Foreclosure in Michigan follows a defined timeline, and every stage you pass through costs you options and equity. The good news: right up until the sheriff's sale, you can usually sell the home, pay off the loan, and keep whatever equity is left — often far better than letting the bank take it. This guide walks the Michigan foreclosure timeline and shows how a fast sale can stop it.
The Michigan foreclosure timeline
Michigan primarily uses 'foreclosure by advertisement,' a non-judicial process. It generally starts after you are about 120 days delinquent, followed by published notices and a scheduled sheriff's sale. After the sale, a redemption period (commonly six months for many owner-occupied homes) applies before you must leave.
The key insight: you retain the right to sell the property before the sheriff's sale — and often can still sell during redemption. Selling pays off the lender and returns your remaining equity instead of losing it at auction.

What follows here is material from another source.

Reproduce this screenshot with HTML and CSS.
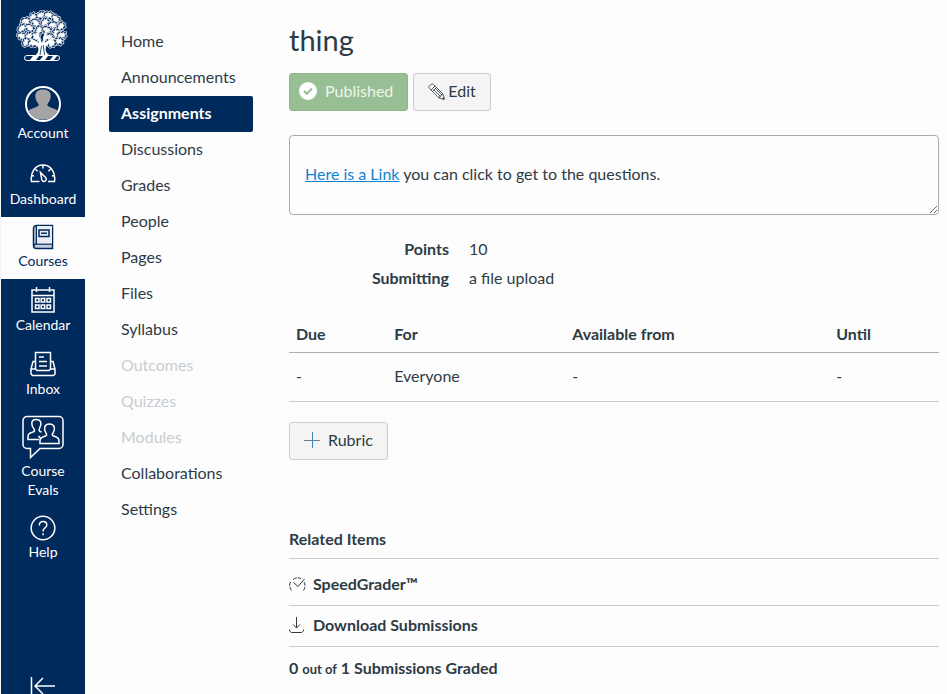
FILE: index.html
```html
<!DOCTYPE html>
<html lang="en">
<head>
<meta charset="utf-8">
<title>thing</title>
<meta name="viewport" content="width=device-width, initial-scale=1">
<link rel="stylesheet" href="styles.css">
</head>
<body>
<div class="app">
  <header class="rail">
    <a class="brand" href="#" aria-label="Home page">
      <svg width="52" height="52" viewBox="0 0 52 52">
        <defs>
          <g id="leaf">
            <path d="M-5.600 .8L-4-2.400-2-2.600-.8-4.800 1.200-4 3.400-4.600 3.600-2.200 5.600-.4 4.200 1.400 4.400 3.600 1.800 3.600-.4 5.200-2 3.600-4.400 3.800z" fill="#00295c" stroke="#dbe2ec" stroke-width=".8"/>
            <path d="M-4 1.500L-2-1.800-.6-1.400 .4-3.200 1.200-1.800 3-2.400 2.400-.2 3.600 .8 1.400 1.600 .6 3.200-.8 1.800-2.400 3z" fill="#fff" stroke="#fff" stroke-width=".5"/>
          </g>
        </defs>
        <use href="#leaf" transform="translate(25 5)"/>
        <use href="#leaf" transform="translate(17 7) rotate(-30)"/>
        <use href="#leaf" transform="translate(33 5) rotate(35)"/>
        <use href="#leaf" transform="translate(40 9) rotate(70)"/>
        <use href="#leaf" transform="translate(10 11) rotate(20)"/>
        <use href="#leaf" transform="translate(20 13) rotate(65)"/>
        <use href="#leaf" transform="translate(29 12) rotate(-20)"/>
        <use href="#leaf" transform="translate(37 15) rotate(20)"/>
        <use href="#leaf" transform="translate(45 16) rotate(-25)"/>
        <use href="#leaf" transform="translate(6 18) rotate(-20)"/>
        <use href="#leaf" transform="translate(14 18) rotate(60)"/>
        <use href="#leaf" transform="translate(23 20) rotate(-40)"/>
        <use href="#leaf" transform="translate(31 20) rotate(50)"/>
        <use href="#leaf" transform="translate(40 23) rotate(-60)"/>
        <use href="#leaf" transform="translate(46 25) rotate(20)"/>
        <use href="#leaf" transform="translate(6 26) rotate(40)"/>
        <use href="#leaf" transform="translate(13 26) rotate(-20)"/>
        <use href="#leaf" transform="translate(20 27) rotate(80)"/>
        <use href="#leaf" transform="translate(33 27) rotate(10)"/>
        <use href="#leaf" transform="translate(43 31) rotate(30)"/>
        <use href="#leaf" transform="translate(10 32) rotate(-40)"/>
        <use href="#leaf" transform="translate(17 33) rotate(20)"/>
        <use href="#leaf" transform="translate(36 33) rotate(-30)"/>
        <g fill="#fff">
          <path d="M18 46c4-2 5-5 4-9L14 30l2-1 7 4-3-10 2 0 4 10 3-11 2 .5-2 10 8-5 1 1-8 8c-1 4 0 7 5 9.500z"/>
          <path d="M24 45l1.500-9M28.500 45l-1.300-10" stroke="#00295c" stroke-width=".8"/>
        </g>
        <rect x="8.500" y="45.500" width="35" height="5" rx="2.500" fill="#00295c" stroke="#fff"/>
        <path d="M14 50l3-4h6l-3 4zM24 50l3-4h5l-3 4zM34 50l3-4h4l-3 4z" fill="#fff"/>
      </svg>
    </a>
    <nav class="global" aria-label="Global navigation">
      <a class="item account" href="#">
        <svg width="36" height="36" viewBox="0 0 36 36"><circle cx="18" cy="18" r="17" fill="#00295c" stroke="#fff" stroke-width="2"/><path d="M3.500 24.500c2.500-2 7-2.500 9.500-4.500 1-1 .8-2-.2-3C10.500 14 10 11 10.400 8.500 11 5 14 3.500 18 3.500s7 1.500 7.600 5c.4 2.500-.1 5.500-2.400 8.500-1 1-1.200 2-.2 3 2.500 2 7 2.500 9.500 4.500A16 16 0 0 1 3.500 24.500z" fill="#a5a5a5"/></svg>
        <span>Account</span>
      </a>
      <a class="item dashboard" href="#">
        <svg width="26" height="20" viewBox="0 0 26 20" class="line"><path d="M9.500 18.500H1.500C0 9 5.500 2 13 2s13 7 11.500 16.500H18M13 2v3.500M5.600 6.200l2 2M20.400 6.200l-2 2M1.500 12.500l2.500.5M24.500 12.500l-2.500.5"/><path d="M10.500 9.500l1.200 6.500a2.300 2.300 0 1 0 3.600-1.800z"/></svg>
        <span>Dashboard</span>
      </a>
      <a class="item active" href="#" aria-current="page">
        <svg width="26" height="26" viewBox="0 0 26 26" class="line"><path d="M22.500 20V1.500H6.500a3 3 0 0 0-3 3v17a3 3 0 0 0 3 3h16V20h-16a3 3 0 0 0-3 2M6.500 2v18" fill="#c5cfdb"/><path d="M7 2h15v17.500H7z" fill="#e9edf2" stroke="none"/><path d="M9 6h10v6.500H9zM11 9.200h6"/></svg>
        <span>Courses</span>
      </a>
      <a class="item" href="#">
        <svg width="26" height="26" viewBox="0 0 26 26" class="line"><path d="M2 3h22v22H2zM2 8.500h22M6.500 0v5M19.500 0v5M5.500 11.500h3.500V15H5.500zM11.200 11.500h3.500V15h-3.500zM17 11.500h3.500V15H17zM5.500 18h3.500v3.500H5.500zM11.200 18h3.500v3.500h-3.500zM17 18h3.500v3.500H17z"/></svg>
        <span>Calendar</span>
      </a>
      <a class="item" href="#">
        <svg width="26" height="26" viewBox="0 0 26 26" class="line"><path d="M5.500 18V1.500h15V18M5.500 10.500H3L1 18v5l1.500 1.500h21L25 23v-5l-2-7.500h-2.500M1 18h4.500l1.500 1.500h12l1.500-1.500H25M9 6h5M9 10.500h8M9 15h8"/></svg>
        <span>Inbox</span>
      </a>
      <a class="item" href="#">
        <svg width="42" height="44" viewBox="0 0 42 44" class="line"><path d="M5 1.500h32a4 4 0 0 1 4 4v24a4 4 0 0 1-4 4H18l-9.500 9v-9H5a4 4 0 0 1-4-4v-24a4 4 0 0 1 4-4z"/><path d="M17 24.500H6v-3c0-3 2-3.500 5-4.500 1.500-.5 2-1.500 1-3C9 10.500 8.500 4.500 14 4.500s6 4.500 3.500 9c-1 2 0 3 2 3.500"/><path d="M18 28.500h19v-3c0-3-2.500-3.500-5.500-4.500-1.500-.5-1.500-1.500-.5-3 2.500-4 2-9-3.500-9s-6 5-3.500 9c1 1.500.8 2.500-.5 3-3 1-5.500 1.500-5.500 4.500zM16.500 21l2.500 3"/></svg>
        <span>Course Evals</span>
      </a>
      <a class="item help" href="#">
        <svg width="26" height="26" viewBox="0 0 26 26" class="line"><circle cx="13" cy="13" r="11.800"/><path d="M9.300 10.500C9.300 7.800 10.800 6.500 13 6.500s3.800 1.400 3.800 3.500c0 3-3.800 3-3.800 6v.5M13 18.200v2"/></svg>
        <span>Help</span>
      </a>
    </nav>
    <button class="collapse" type="button" aria-label="Minimize global navigation">
      <svg width="26" height="18" viewBox="0 0 26 18" class="line"><path d="M1.500 0v18M25 9H5M13 1L5 9l8 8"/></svg>
    </button>
  </header>

  <nav class="course" aria-label="Course navigation">
    <a href="#">Home</a>
    <a href="#">Announcements</a>
    <a class="current" href="#" aria-current="page">Assignments</a>
    <a href="#">Discussions</a>
    <a href="#">Grades</a>
    <a href="#">People</a>
    <a href="#">Pages</a>
    <a href="#">Files</a>
    <a href="#">Syllabus</a>
    <a class="off" href="#">Outcomes</a>
    <a class="off" href="#">Quizzes</a>
    <a class="off" href="#">Modules</a>
    <a href="#">Collaborations</a>
    <a href="#">Settings</a>
  </nav>

  <main class="content">
    <h1>thing</h1>
    <div class="actions">
      <button class="btn published" type="button">
        <svg width="18" height="18" viewBox="0 0 18 18"><circle cx="9" cy="9" r="9" fill="#fff"/><path d="M5 9l2.800 2.800L13 6.500" fill="none" stroke="#98bf93" stroke-width="2"/></svg>
        Published
      </button>
      <button class="btn edit" type="button">
        <svg width="17" height="17" viewBox="0 0 17 17" fill="none" stroke="currentColor" stroke-width=".8"><path d="M1 3.500L3.500 1Q4.500.5 5.500 1.500L15 11l1.300 5.300L11 15 1.500 5.500Q.5 4.500 1 3.500zM3 7l4-4M4.500 8.500l4-4M5.500 6.500l7 7M7 5l7 7M11 15q0-2 2-2 0-2 2-2"/><path d="M14.500 16l1.500-1.500v1.500z"/></svg>
        Edit
      </button>
    </div>
    <div class="description">
      <p><a href="#">Here is a Link</a> you can click to get to the questions.</p>
    </div>
    <dl class="facts">
      <dt>Points</dt><dd>10</dd>
      <dt>Submitting</dt><dd>a file upload</dd>
    </dl>
    <table class="dates">
      <thead><tr><th class="due">Due</th><th class="for">For</th><th class="from">Available from</th><th>Until</th></tr></thead>
      <tbody><tr><td>-</td><td>Everyone</td><td>-</td><td>-</td></tr></tbody>
    </table>
    <button class="btn rubric" type="button">
      <svg width="16" height="16" viewBox="0 0 16 16" fill="none"><path d="M0 8.500h16" stroke="#6b7c8c"/><path d="M8.500 0v16" stroke="#3f86bd"/></svg>
      Rubric
    </button>
    <section class="related">
      <h2>Related Items</h2>
      <a href="#">
        <svg width="17" height="16" viewBox="0 0 17 16" fill="none" stroke="currentColor"><path d="M2.500 14.500A8 8 0 0 1 2 5M4 3.500A8 8 0 0 1 12 2.500M15 6a8 8 0 0 1-.5 8.500" stroke-dasharray="4 1"/><path d="M4.500 6.500l4.500 4 6.500-7.500"/></svg>
        SpeedGrader™
      </a>
      <a href="#">
        <svg width="17" height="17" viewBox="0 0 17 17" fill="none" stroke="currentColor"><path d="M7.500 0v11M4 7.500L7.500 11 11 7.500M.5 12.500v1.500l2 1.500h10l2-1.500v-1.500"/></svg>
        Download Submissions
      </a>
      <p>0 <small>out of</small> 1 Submissions Graded</p>
    </section>
  </main>
</div>
</body>
</html>
```
FILE: styles.css
```css
* {
  box-sizing: border-box;
}

body {
  margin: 0;
  background: #fdfdfe;
  color: #2d3b45;
  font: 16px/24px Lato, "Liberation Sans", sans-serif;
}

a {
  color: inherit;
  text-decoration: none;
}

svg {
  display: block;
  flex: none;
}

.app {
  display: flex;
  height: 100vh;
  overflow: hidden;
  border-left: 1px solid #f5f5f5;
}

.rail {
  display: flex;
  flex: none;
  flex-direction: column;
  width: 84px;
  background: #00295c;
  color: #fff;
}

.brand {
  display: flex;
  justify-content: center;
  padding: 10px 2px 16px 0;
}

.global {
  flex: 1;
}

.item {
  display: flex;
  flex-direction: column;
  align-items: center;
  gap: 2px;
  padding: 8px 12px 9px;
  font-size: 14px;
  line-height: 19px;
  text-align: center;
}

.item.account {
  gap: 1px;
}

.item.dashboard {
  gap: 6px;
  padding: 12px 4px 9px;
}

.item.active {
  gap: 1px;
  padding: 7px 12px 9px;
  background: #fdfdfe;
  color: #00295c;
}

.item.help {
  gap: 1px;
  padding-top: 7px;
}

.line {
  fill: none;
  stroke: currentColor;
  stroke-width: 1.5;
}

.collapse {
  display: flex;
  justify-content: center;
  margin: 0 0 -1px;
  padding: 0;
  border: 0;
  background: none;
  color: #fff;
}

.course {
  flex: none;
  width: 144px;
  margin: 24px 36px 0 24px;
}

.course a {
  display: block;
  padding: 5px 12px 7px;
}

.course .current {
  border-radius: 2px;
  background: #00295c;
  color: #fff;
  font-weight: 700;
}

.course .off {
  color: #c7cdd1;
}

.content {
  flex: 1;
  min-width: 0;
  padding: 22px 8px 0 0;
}

h1 {
  margin: 0 0 15px;
  font-size: 29px;
  font-weight: 400;
  line-height: 36px;
}

.actions {
  display: flex;
  gap: 5px;
}

.btn {
  display: flex;
  align-items: center;
  gap: 8px;
  height: 38px;
  padding: 0 14px 2px;
  border: 1px solid #c7cdd1;
  border-radius: 3px;
  background: #f4f4f4;
  color: #2d3b45;
  font: inherit;
}

.btn.published {
  padding-left: 9px;
  border-color: #8db888;
  background: #98bf93;
  color: #eef5ed;
}

.btn.edit {
  gap: 3px;
}

.description {
  margin: 24px 0 22px;
  padding: 14px 15px 16px;
  overflow: auto;
  border: 1px solid #aaa;
  border-radius: 4px;
  resize: vertical;
}

.description p {
  margin: 12px 0;
}

.description a {
  color: #0e84d1;
  text-decoration: underline;
}

.facts {
  display: grid;
  grid-template-columns: 160px 1fr;
  gap: 5px 20px;
  margin: 0 0 25px;
}

.facts dt {
  font-weight: 700;
  text-align: right;
}

.facts dd {
  margin: 0;
}

.dates {
  width: 100%;
  margin-bottom: 20px;
  border-collapse: collapse;
  table-layout: fixed;
  text-align: left;
}

.dates th,
.dates td {
  padding: 7px;
  border-bottom: 1px solid #c7cdd1;
}

.dates th {
  padding-bottom: 6px;
  border-color: #a5afb5;
}

.dates td {
  padding: 11px 7px 13px;
}

.due {
  width: 15.1%;
}

.for {
  width: 27.4%;
}

.from {
  width: 40.6%;
}

.related {
  margin-top: 67px;
  font-weight: 700;
}

.related h2 {
  margin: 0;
  padding-bottom: 7px;
  border-bottom: 1px solid #c7cdd1;
  font-size: 16px;
}

.related a {
  display: flex;
  align-items: center;
  gap: 7px;
  padding: 7px 0 9px;
  border-bottom: 1px solid #c7cdd1;
}

.related h2 + a {
  padding: 13px 0 9px;
}

.related p {
  margin: 9px 0 0;
}

.related small {
  font-size: 13px;
}
```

- ~120 days late: lender can begin foreclosure
- Notice + publication: sale is scheduled and advertised
- Sheriff's sale: property auctioned
- Redemption period: last window before you must vacate
Why selling beats letting it foreclose
A completed foreclosure can drop your credit score significantly and stay on your report for years, making the next home or rental far harder to get. A sale, by contrast, is a normal transaction — it protects your credit and your equity.
Because timing is everything near a sale date, a competing-cash-offer sale is ideal: buyers can close in days, pay off the loan directly, and hand you the difference.